Adds ARC’s LeRoy, “The objective behind Open O&M is to share information regarding the right time to do maintenance based on the health of equipment, coupled with the best time to bring an asset down given operational demands.”
Open O&M has only been active a couple years: in fact, a recent Internet search generated just more than 500 references. Alan Johnson, president of MIMOSA, hopes that will change, and is involved in pushing it forward.
“MIMOSA grew out of a concern for risk management,” says Johnson, “but the old integration model won’t work anymore. We have to go up an order of magnitude. Standards become the enabler.
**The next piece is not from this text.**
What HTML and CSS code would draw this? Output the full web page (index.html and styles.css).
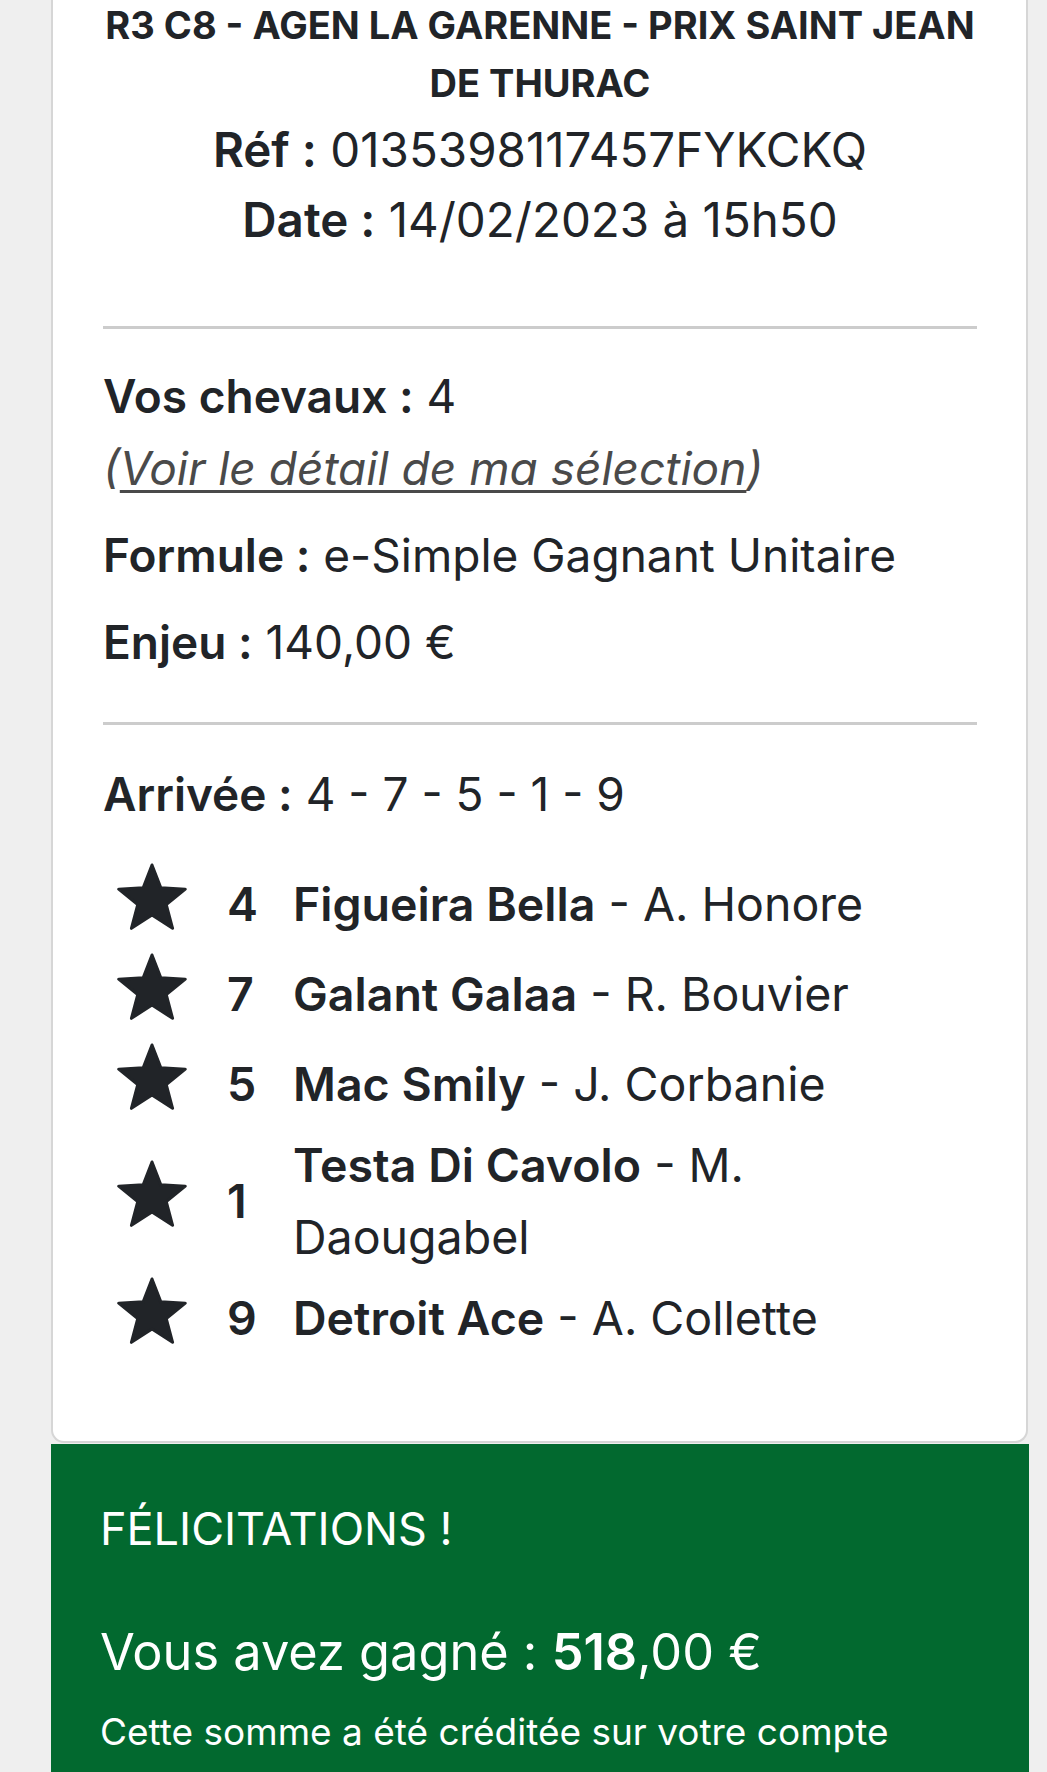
FILE: index.html
```html
<!DOCTYPE html>
<html lang="fr">
<head>
<meta charset="utf-8">
<title>Pari</title>
<link rel="stylesheet" href="styles.css">
</head>
<body>
<div class="card">
  <div class="head">
    <h1 class="title">R3 C8 - AGEN LA GARENNE - PRIX SAINT JEAN DE THURAC</h1>
    <p class="meta"><b>Réf :</b> 0135398117457FYKCKQ</p>
    <p class="meta"><b>Date :</b> 14/02/2023 à 15h50</p>
  </div>
  <hr class="sep">
  <div class="bet">
    <p class="line"><b>Vos chevaux :</b> 4<br><span class="link">(<u>Voir le détail de ma sélection</u>)</span></p>
    <p class="line gapped"><b>Formule :</b> e-Simple Gagnant Unitaire</p>
    <p class="line gapped"><b>Enjeu :</b> 140,00 €</p>
  </div>
  <hr class="sep">
  <p class="line arrival"><b>Arrivée :</b> 4 - 7 - 5 - 1 - 9</p>
  <ul class="runners">
    <li class="runner"><svg class="star" viewBox="0 0 70 67"><polygon points="35,2 43.82,24.86 68.29,26.18 49.27,41.64 55.57,65.32 35,52 14.43,65.32 20.73,41.64 1.71,26.18 26.18,24.86"/></svg><span class="num">4</span><span class="name"><b>Figueira Bella</b> - A. Honore</span></li>
    <li class="runner"><svg class="star" viewBox="0 0 70 67"><polygon points="35,2 43.82,24.86 68.29,26.18 49.27,41.64 55.57,65.32 35,52 14.43,65.32 20.73,41.64 1.71,26.18 26.18,24.86"/></svg><span class="num">7</span><span class="name"><b>Galant Galaa</b> - R. Bouvier</span></li>
    <li class="runner"><svg class="star" viewBox="0 0 70 67"><polygon points="35,2 43.82,24.86 68.29,26.18 49.27,41.64 55.57,65.32 35,52 14.43,65.32 20.73,41.64 1.71,26.18 26.18,24.86"/></svg><span class="num">5</span><span class="name"><b>Mac Smily</b> - J. Corbanie</span></li>
    <li class="runner"><svg class="star" viewBox="0 0 70 67"><polygon points="35,2 43.82,24.86 68.29,26.18 49.27,41.64 55.57,65.32 35,52 14.43,65.32 20.73,41.64 1.71,26.18 26.18,24.86"/></svg><span class="num">1</span><span class="name"><b>Testa Di Cavolo</b> - M. Daougabel</span></li>
    <li class="runner"><svg class="star" viewBox="0 0 70 67"><polygon points="35,2 43.82,24.86 68.29,26.18 49.27,41.64 55.57,65.32 35,52 14.43,65.32 20.73,41.64 1.71,26.18 26.18,24.86"/></svg><span class="num">9</span><span class="name"><b>Detroit Ace</b> - A. Collette</span></li>
  </ul>
</div>
<div class="win">
  <p class="congrats">FÉLICITATIONS !</p>
  <p class="amount">Vous avez gagné : <b>518</b>,00 €</p>
  <p class="note">Cette somme a été créditée sur votre compte</p>
</div>
</body>
</html>
```
FILE: styles.css
```css
html, body {
  margin: 0;
  padding: 0;
}
body {
  background: #efefef;
  font-family: Inter, Lato, sans-serif;
  color: #212428;
}
p { margin: 0; }
b { font-weight: 600; }

.card {
  margin: -4px 19px 0 51px;
  background: #fff;
  border: 2px solid #d6d6d6;
  border-top: none;
  border-radius: 0 0 13px 13px;
  padding: 0 49px 78px 50px;
}
.head {
  text-align: center;
  padding-bottom: 71px;
}
.title {
  margin: 0 -4px;
  font-size: 38px;
  line-height: 58px;
  font-weight: 700;
}
.meta {
  font-size: 47.5px;
  line-height: 70px;
}
.meta:first-of-type { margin-top: 3px; }
.sep {
  margin: 0;
  border: none;
  height: 3px;
  background: #cccccc;
}
.bet {
  padding: 31px 0 44px;
}
.line {
  font-size: 46px;
  line-height: 72px;
}
.gapped { margin-top: 15px; }
.link {
  font-style: italic;
  color: #4a4a4a;
}
.link u {
  text-decoration-thickness: 3px;
  text-underline-offset: 5px;
}
.arrival { margin-top: 33px; }
.runners {
  list-style: none;
  margin: 29px 0 0;
  padding: 0 0 0 14px;
}
.runner {
  display: flex;
  align-items: center;
  min-height: 90px;
  font-size: 46.5px;
  line-height: 72px;
}
.star {
  flex: 0 0 auto;
  width: 70px;
  height: 67px;
  margin-bottom: 16px;
  fill: #212428;
  stroke: #212428;
  stroke-width: 3;
  stroke-linejoin: round;
}
.num {
  flex: 0 0 66px;
  margin-left: 40px;
  font-weight: 600;
}
.name {
  flex: 1 1 auto;
  padding-right: 40px;
}

.win {
  margin: 1px 18px 0 51px;
  background: #02692f;
  color: #fff;
  padding: 57px 40px 40px 49px;
}
.congrats {
  font-size: 45px;
  line-height: 56px;
}
.amount {
  margin-top: 61px;
  font-size: 50.5px;
  line-height: 68px;
}
.note {
  margin-top: 21px;
  font-size: 37px;
  line-height: 50px;
}
```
The owner operators are key to this.”
Open O&M recently formed an owner-operator steering team, of which Mike Brooks of Chevron is acting chair.
“In looking to design Chevron’s next-generation IT architecture infrastructure, we decided we’d be far better off sharing intellectual property with others to influence vendors to solve the problem,” says Brooks. “Vendors tend to talk about screens and reports, but those are only artifacts that follow the work process. We need owner operators involved in shaping the standards to ensure solutions aren’t imposed on the work, but fit the process that needs to get done. Open O&M gives us the best map that ties all the pieces together.”
|Aberdeen Group uses four key performance indicators to assess and segment best-in-class performers from the rest. Two of the four involve physical assets—i.e., overall equipment effectiveness (OEE), and asset effectiveness. The other two concern business performance: i.e., on-time delivery, and plant throughput.|
Looking at asset performance management within a refinery, “If you want to manage maintenance of a large compressor, you have to combine information from the maintenance system with the lab system and the quality system,” Brooks adds. “It’s only when you see all of that together that you can manage maintenance and plant operations performance effectively.”
Brooks began evangelizing for a new approach to achieve superior asset performance management within Chevron while searching in the public domain for the best approach to engineer it. That was how he encountered Open O&M. Once he understood its charter, he gladly joined the effort.
“I don’t want a special solution for Chevron. I don’t even want one for oil and gas. Vendors obviously need to build a solution they can make money selling, but it’s in the best interest of long-term asset performance to define the requirements for what is needed.”